Spot each line that carries the word "Tailwind"; copy those lines.
-- Start of EXERCISE INPUT --
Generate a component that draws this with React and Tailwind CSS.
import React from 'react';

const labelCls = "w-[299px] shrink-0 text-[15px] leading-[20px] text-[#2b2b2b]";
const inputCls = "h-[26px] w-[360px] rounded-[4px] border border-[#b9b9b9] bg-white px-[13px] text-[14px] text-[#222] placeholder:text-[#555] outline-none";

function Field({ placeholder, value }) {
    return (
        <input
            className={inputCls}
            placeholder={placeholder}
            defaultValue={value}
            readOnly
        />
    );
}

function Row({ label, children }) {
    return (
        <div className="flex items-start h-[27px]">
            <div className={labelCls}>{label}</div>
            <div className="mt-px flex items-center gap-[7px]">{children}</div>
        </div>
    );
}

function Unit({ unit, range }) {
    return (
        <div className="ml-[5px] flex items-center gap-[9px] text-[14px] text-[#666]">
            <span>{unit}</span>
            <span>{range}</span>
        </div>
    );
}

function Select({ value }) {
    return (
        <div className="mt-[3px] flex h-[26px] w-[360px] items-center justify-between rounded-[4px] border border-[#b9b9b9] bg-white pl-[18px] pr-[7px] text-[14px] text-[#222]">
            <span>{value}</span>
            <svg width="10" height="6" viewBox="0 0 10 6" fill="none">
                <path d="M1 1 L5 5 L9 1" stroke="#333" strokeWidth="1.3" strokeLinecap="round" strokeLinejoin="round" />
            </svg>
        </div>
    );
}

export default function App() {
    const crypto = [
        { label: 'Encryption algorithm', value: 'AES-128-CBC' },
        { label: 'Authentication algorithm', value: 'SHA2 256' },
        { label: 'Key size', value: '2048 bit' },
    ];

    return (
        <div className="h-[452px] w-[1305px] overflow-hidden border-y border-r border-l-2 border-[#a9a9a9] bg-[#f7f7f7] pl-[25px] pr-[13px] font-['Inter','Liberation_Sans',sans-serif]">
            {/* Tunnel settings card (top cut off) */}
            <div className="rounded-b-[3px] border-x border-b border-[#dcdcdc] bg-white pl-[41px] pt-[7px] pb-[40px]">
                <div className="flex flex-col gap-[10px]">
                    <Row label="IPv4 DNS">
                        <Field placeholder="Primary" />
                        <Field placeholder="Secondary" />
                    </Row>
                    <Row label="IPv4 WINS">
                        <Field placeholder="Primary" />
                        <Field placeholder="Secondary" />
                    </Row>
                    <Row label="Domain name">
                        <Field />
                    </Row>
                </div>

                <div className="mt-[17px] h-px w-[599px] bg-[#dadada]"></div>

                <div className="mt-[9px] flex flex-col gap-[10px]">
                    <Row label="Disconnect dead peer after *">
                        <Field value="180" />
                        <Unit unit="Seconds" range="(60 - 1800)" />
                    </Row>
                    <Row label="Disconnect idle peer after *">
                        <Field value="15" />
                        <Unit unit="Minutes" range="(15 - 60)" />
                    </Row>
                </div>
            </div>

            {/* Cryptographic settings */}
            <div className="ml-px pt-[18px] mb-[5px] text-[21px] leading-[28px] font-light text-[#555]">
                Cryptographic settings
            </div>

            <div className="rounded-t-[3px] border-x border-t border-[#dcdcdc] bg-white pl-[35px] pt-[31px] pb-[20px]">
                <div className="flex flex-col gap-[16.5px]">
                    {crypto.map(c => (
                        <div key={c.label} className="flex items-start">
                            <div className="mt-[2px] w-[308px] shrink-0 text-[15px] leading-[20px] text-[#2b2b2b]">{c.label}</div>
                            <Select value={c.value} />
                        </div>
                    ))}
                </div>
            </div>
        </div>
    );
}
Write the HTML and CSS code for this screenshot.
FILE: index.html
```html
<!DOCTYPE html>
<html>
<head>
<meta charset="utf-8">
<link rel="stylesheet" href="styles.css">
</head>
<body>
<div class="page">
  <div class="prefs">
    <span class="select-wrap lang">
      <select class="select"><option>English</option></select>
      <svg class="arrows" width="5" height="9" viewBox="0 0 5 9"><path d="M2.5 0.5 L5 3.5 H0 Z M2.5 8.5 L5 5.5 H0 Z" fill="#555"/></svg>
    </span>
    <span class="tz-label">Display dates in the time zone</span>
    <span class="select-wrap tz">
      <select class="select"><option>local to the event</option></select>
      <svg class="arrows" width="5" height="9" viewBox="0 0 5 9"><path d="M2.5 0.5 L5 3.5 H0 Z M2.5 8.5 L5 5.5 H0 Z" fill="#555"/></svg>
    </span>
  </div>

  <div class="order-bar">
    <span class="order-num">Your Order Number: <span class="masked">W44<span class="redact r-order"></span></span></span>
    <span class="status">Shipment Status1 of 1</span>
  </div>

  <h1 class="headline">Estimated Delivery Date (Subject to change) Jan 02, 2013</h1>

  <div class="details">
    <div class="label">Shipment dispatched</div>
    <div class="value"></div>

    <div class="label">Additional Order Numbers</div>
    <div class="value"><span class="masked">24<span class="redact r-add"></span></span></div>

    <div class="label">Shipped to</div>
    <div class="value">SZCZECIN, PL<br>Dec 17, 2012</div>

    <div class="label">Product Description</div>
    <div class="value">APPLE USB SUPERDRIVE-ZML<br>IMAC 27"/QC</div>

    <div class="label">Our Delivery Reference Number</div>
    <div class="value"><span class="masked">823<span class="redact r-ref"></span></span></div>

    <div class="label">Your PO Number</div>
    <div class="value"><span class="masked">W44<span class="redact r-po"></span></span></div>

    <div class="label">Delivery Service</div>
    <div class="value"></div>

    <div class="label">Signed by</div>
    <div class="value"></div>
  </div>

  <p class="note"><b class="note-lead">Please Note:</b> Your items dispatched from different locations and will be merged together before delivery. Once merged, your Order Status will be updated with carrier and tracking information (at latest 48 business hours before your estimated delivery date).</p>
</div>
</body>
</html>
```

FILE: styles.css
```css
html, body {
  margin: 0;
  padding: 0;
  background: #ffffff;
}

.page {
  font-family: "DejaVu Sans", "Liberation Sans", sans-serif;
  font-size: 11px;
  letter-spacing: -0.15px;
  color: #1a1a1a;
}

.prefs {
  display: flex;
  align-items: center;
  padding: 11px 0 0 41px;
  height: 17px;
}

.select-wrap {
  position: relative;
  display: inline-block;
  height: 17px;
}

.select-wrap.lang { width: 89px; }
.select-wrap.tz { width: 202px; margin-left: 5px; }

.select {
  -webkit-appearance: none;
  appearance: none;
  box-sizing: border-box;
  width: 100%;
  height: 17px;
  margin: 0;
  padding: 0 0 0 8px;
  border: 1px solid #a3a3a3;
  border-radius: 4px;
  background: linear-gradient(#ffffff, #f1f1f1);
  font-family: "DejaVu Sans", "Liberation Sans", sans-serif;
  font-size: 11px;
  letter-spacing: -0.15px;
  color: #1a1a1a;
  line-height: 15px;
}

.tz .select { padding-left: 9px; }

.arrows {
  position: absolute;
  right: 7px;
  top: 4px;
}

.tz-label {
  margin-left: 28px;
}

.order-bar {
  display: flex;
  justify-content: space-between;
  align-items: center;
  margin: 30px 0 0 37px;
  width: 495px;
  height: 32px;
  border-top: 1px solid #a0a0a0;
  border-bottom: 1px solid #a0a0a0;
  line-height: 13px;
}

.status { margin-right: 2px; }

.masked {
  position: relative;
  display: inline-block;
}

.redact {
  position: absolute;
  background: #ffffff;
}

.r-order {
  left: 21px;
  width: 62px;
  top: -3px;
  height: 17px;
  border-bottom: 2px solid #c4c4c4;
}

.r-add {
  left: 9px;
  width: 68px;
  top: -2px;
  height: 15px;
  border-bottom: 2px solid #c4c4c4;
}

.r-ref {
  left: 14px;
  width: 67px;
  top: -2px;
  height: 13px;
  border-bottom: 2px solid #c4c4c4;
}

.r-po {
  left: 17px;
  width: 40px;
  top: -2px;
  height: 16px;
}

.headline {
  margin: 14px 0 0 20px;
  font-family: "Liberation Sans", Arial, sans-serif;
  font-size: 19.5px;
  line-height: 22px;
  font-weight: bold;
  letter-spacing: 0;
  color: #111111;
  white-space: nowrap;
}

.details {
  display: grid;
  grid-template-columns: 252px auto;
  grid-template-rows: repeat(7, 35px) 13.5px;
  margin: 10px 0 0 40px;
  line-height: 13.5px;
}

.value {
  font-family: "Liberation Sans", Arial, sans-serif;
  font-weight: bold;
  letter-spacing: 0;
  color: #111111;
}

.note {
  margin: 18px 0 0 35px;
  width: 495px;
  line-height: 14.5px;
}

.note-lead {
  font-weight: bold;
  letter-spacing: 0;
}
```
-- End of EXERCISE INPUT --
-- Start of EXERCISE INPUT --
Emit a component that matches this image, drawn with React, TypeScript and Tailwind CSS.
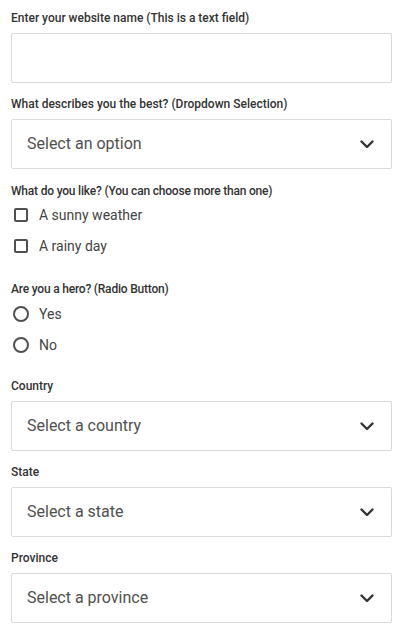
-- End of EXERCISE INPUT --
OUTPUT >>
Generate a component that draws this with React and Tailwind CSS.
Emit a component that matches this image, drawn with React, TypeScript and Tailwind CSS.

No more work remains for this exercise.